The Kidston State Battery (including the manager's house and pump) is significant because of the role it played in supporting and extending the life of gold mining in North Queensland after what became the second last major alluvial gold rush in Queensland's history (the Oaks Rush of 1907). Its development and maintenance as a State battery from 1922 to 1950 is significant as demonstrated government support for regional employment and industrial development.

Kidston Township is significant through its association with the Oaks gold rush of 1907, the second last major alluvial rush in Queensland's history. Kidston, through the operation of the State Battery, supported the continuation of gold mining on the Etheridge field until the mid-20th century.

Criterion BThe place demonstrates rare, uncommon or endangered aspects of Queensland’s cultural heritage.

The survival of a 15-head battery is rare in North Queensland and only the Venus State Battery at Charters Towers has more stamps (20) surviving.
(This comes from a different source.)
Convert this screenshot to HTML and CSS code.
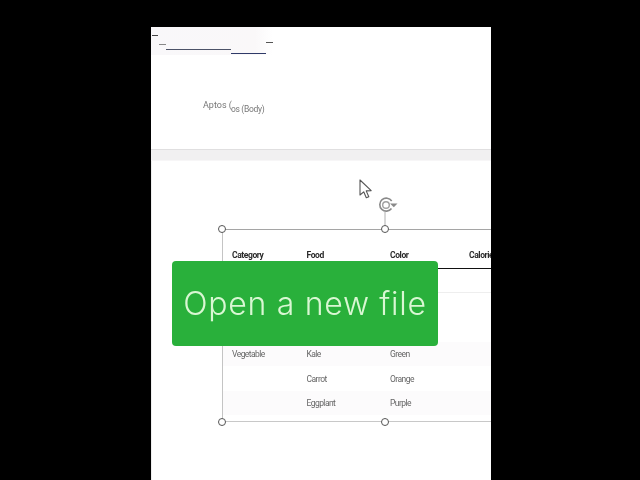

The combination of the battery manager's house and pump in relation to the battery and the surviving buildings in the township contribute added significance to the complex and its rarity.

The Stuart & McKenzie 5-head stamp battery manufactured by the Union Foundry, Croydon, is the only surviving stamp battery from this local company to be recorded in North Queensland.

Though now reduced in components and form, Kidston is a rare survivor of a once-common pattern of Queensland settlement.

Criterion CThe place has potential to yield information that will contribute to an understanding of Queensland’s history.

Because little subsequent development has disturbed early parts of the settlement, which once had houses and tent dwellings, the potential exists to conduct archaeological survey work to detail the history of the township's development.

Criterion DThe place is important in demonstrating the principal characteristics of a particular class of cultural places.

The Kidston State Battery demonstrates standard technology of the period and the high degree of self-sufficiency common to most isolated and remote mining operations in North Queensland.

Kidston Township demonstrates the characteristics of a small but persistent goldfield town. Some of its built characteristics reflect its 20th century origins and distinguish it from earlier counterparts with evolved vernacular building forms. The earliest grave (1908) is in the township while later burials are in the cemetery north of the town.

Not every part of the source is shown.